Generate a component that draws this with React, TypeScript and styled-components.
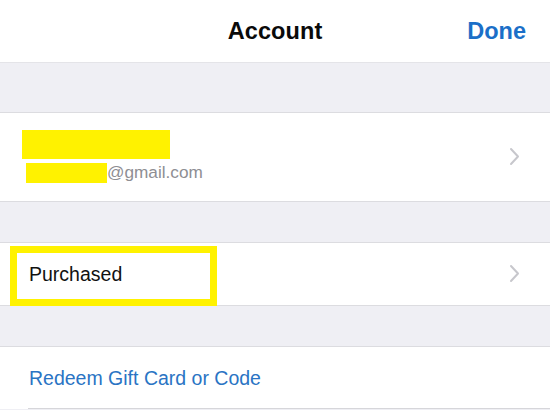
import { Component } from "react";
import styled, { createGlobalStyle } from "styled-components";

const GlobalStyle = createGlobalStyle`
    html, body
    {
        margin: 0;
        padding: 0;
        background: #efeff4;
    }

    body
    {
        font-family: "Liberation Sans", Arial, sans-serif;
        -webkit-font-smoothing: antialiased;
    }
`;

interface IRowProps
{
    height : number
    inset? : boolean
}

class Chevron extends Component
{
    render() : JSX.Element
    {
        return (
            <ChevronSvg width="11" height="19" viewBox="0 0 11 19">
                <path d="M2 2 L9 9.5 L2 17" fill="none" stroke="#c7c7cc" strokeWidth="2" strokeLinecap="round" strokeLinejoin="round"/>
            </ChevronSvg>
        );
    }
}

class App extends Component
{
    render() : JSX.Element
    {
        return (
            <Page>
                <GlobalStyle/>
                <NavBar>
                    <Title>Account</Title>
                    <DoneButton>Done</DoneButton>
                </NavBar>

                <Spacer size={49}/>

                <Group>
                    <Row height={88}>
                        <Stack>
                            <NameRedaction/>
                            <EmailLine>
                                <EmailRedaction/>
                                <span>@gmail.com</span>
                            </EmailLine>
                        </Stack>
                        <Chevron/>
                    </Row>
                </Group>

                <Spacer size={40}/>

                <Group>
                    <Row height={62}>
                        <Label>Purchased</Label>
                        <Chevron/>
                        <Highlight/>
                    </Row>
                </Group>

                <Spacer size={40}/>

                <Group>
                    <Row height={62} inset>
                        <Link>Redeem Gift Card or Code</Link>
                    </Row>
                </Group>
            </Page>
        );
    }
}

const Page = styled.div`
    width: 550px;
    height: 410px;
    overflow: hidden;
    background: #efeff4;
    display: flex;
    flex-direction: column;
`;

const NavBar = styled.header`
    position: relative;
    height: 62px;
    flex-shrink: 0;
    background: #ffffff;
    border-bottom: 1px solid #e4e4e8;
    display: flex;
    align-items: center;
    justify-content: center;
`;

const Title = styled.h1`
    margin: 0;
    font-size: 23.5px;
    font-weight: 700;
    color: #0a0a0a;
    letter-spacing: 0.1px;
`;

const DoneButton = styled.button`
    position: absolute;
    right: 24px;
    top: 50%;
    transform: translateY(-50%);
    border: none;
    background: none;
    padding: 0;
    font-family: inherit;
    font-size: 23.5px;
    font-weight: 700;
    color: #1b6fc8;
`;

const Spacer = styled.div<{ size : number }>`
    height: ${props => props.size}px;
    flex-shrink: 0;
`;

const Group = styled.section`
    flex-shrink: 0;
    background: #ffffff;
    border-top: 1px solid #dcdce0;
    border-bottom: 1px solid #dcdce0;

    &:last-child
    {
        border-bottom: none;
    }
`;

const Row = styled.div<IRowProps>`
    position: relative;
    height: ${props => props.height}px;
    box-sizing: border-box;
    padding: 0 30px 0 29px;
    display: flex;
    align-items: center;
    justify-content: space-between;

    ${props => props.inset && `
        &:after
        {
            content: "";
            position: absolute;
            left: 28px;
            right: 0;
            bottom: 0;
            height: 1px;
            background: #d6d6da;
        }
    `}
`;

const Stack = styled.div`
    display: flex;
    flex-direction: column;
    gap: 3px;
    margin-top: -1px;
`;

const NameRedaction = styled.div`
    width: 148px;
    height: 29px;
    margin-left: -7px;
    background: #fff200;
`;

const EmailLine = styled.div`
    display: flex;
    align-items: center;
    font-size: 17.2px;
    color: #8e8e93;
`;

const EmailRedaction = styled.span`
    display: inline-block;
    width: 81px;
    height: 20px;
    margin-left: -3px;
    background: #fff200;
`;

const Label = styled.span`
    font-size: 19.5px;
    color: #111111;
`;

const Link = styled.span`
    font-size: 19.5px;
    color: #2a74c4;
`;

const ChevronSvg = styled.svg`
    display: block;
    margin-top: -2px;
`;

const Highlight = styled.div`
    position: absolute;
    left: 10px;
    top: 3px;
    width: 207px;
    height: 60px;
    box-sizing: border-box;
    border: 7px solid #fff200;
    pointer-events: none;
`;

export default App;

**Given task**
Quote all the lines above exactly as given. Do not include the pictures.

**Reply to the task**
Generate a component that draws this with React, TypeScript and styled-components.
import { Component } from "react";
import styled, { createGlobalStyle } from "styled-components";

const GlobalStyle = createGlobalStyle`
    html, body
    {
        margin: 0;
        padding: 0;
        background: #efeff4;
    }

    body
    {
        font-family: "Liberation Sans", Arial, sans-serif;
        -webkit-font-smoothing: antialiased;
    }
`;

interface IRowProps
{
    height : number
    inset? : boolean
}

class Chevron extends Component
{
    render() : JSX.Element
    {
        return (
            <ChevronSvg width="11" height="19" viewBox="0 0 11 19">
                <path d="M2 2 L9 9.5 L2 17" fill="none" stroke="#c7c7cc" strokeWidth="2" strokeLinecap="round" strokeLinejoin="round"/>
            </ChevronSvg>
        );
    }
}

class App extends Component
{
    render() : JSX.Element
    {
        return (
            <Page>
                <GlobalStyle/>
                <NavBar>
                    <Title>Account</Title>
                    <DoneButton>Done</DoneButton>
                </NavBar>

                <Spacer size={49}/>

                <Group>
                    <Row height={88}>
                        <Stack>
                            <NameRedaction/>
                            <EmailLine>
                                <EmailRedaction/>
                                <span>@gmail.com</span>
                            </EmailLine>
                        </Stack>
                        <Chevron/>
                    </Row>
                </Group>

                <Spacer size={40}/>

                <Group>
                    <Row height={62}>
                        <Label>Purchased</Label>
                        <Chevron/>
                        <Highlight/>
                    </Row>
                </Group>

                <Spacer size={40}/>

                <Group>
                    <Row height={62} inset>
                        <Link>Redeem Gift Card or Code</Link>
                    </Row>
                </Group>
            </Page>
        );
    }
}

const Page = styled.div`
    width: 550px;
    height: 410px;
    overflow: hidden;
    background: #efeff4;
    display: flex;
    flex-direction: column;
`;

const NavBar = styled.header`
    position: relative;
    height: 62px;
    flex-shrink: 0;
    background: #ffffff;
    border-bottom: 1px solid #e4e4e8;
    display: flex;
    align-items: center;
    justify-content: center;
`;

const Title = styled.h1`
    margin: 0;
    font-size: 23.5px;
    font-weight: 700;
    color: #0a0a0a;
    letter-spacing: 0.1px;
`;

const DoneButton = styled.button`
    position: absolute;
    right: 24px;
    top: 50%;
    transform: translateY(-50%);
    border: none;
    background: none;
    padding: 0;
    font-family: inherit;
    font-size: 23.5px;
    font-weight: 700;
    color: #1b6fc8;
`;

const Spacer = styled.div<{ size : number }>`
    height: ${props => props.size}px;
    flex-shrink: 0;
`;

const Group = styled.section`
    flex-shrink: 0;
    background: #ffffff;
    border-top: 1px solid #dcdce0;
    border-bottom: 1px solid #dcdce0;

    &:last-child
    {
        border-bottom: none;
    }
`;

const Row = styled.div<IRowProps>`
    position: relative;
    height: ${props => props.height}px;
    box-sizing: border-box;
    padding: 0 30px 0 29px;
    display: flex;
    align-items: center;
    justify-content: space-between;

    ${props => props.inset && `
        &:after
        {
            content: "";
            position: absolute;
            left: 28px;
            right: 0;
            bottom: 0;
            height: 1px;
            background: #d6d6da;
        }
    `}
`;

const Stack = styled.div`
    display: flex;
    flex-direction: column;
    gap: 3px;
    margin-top: -1px;
`;

const NameRedaction = styled.div`
    width: 148px;
    height: 29px;
    margin-left: -7px;
    background: #fff200;
`;

const EmailLine = styled.div`
    display: flex;
    align-items: center;
    font-size: 17.2px;
    color: #8e8e93;
`;

const EmailRedaction = styled.span`
    display: inline-block;
    width: 81px;
    height: 20px;
    margin-left: -3px;
    background: #fff200;
`;

const Label = styled.span`
    font-size: 19.5px;
    color: #111111;
`;

const Link = styled.span`
    font-size: 19.5px;
    color: #2a74c4;
`;

const ChevronSvg = styled.svg`
    display: block;
    margin-top: -2px;
`;

const Highlight = styled.div`
    position: absolute;
    left: 10px;
    top: 3px;
    width: 207px;
    height: 60px;
    box-sizing: border-box;
    border: 7px solid #fff200;
    pointer-events: none;
`;

export default App;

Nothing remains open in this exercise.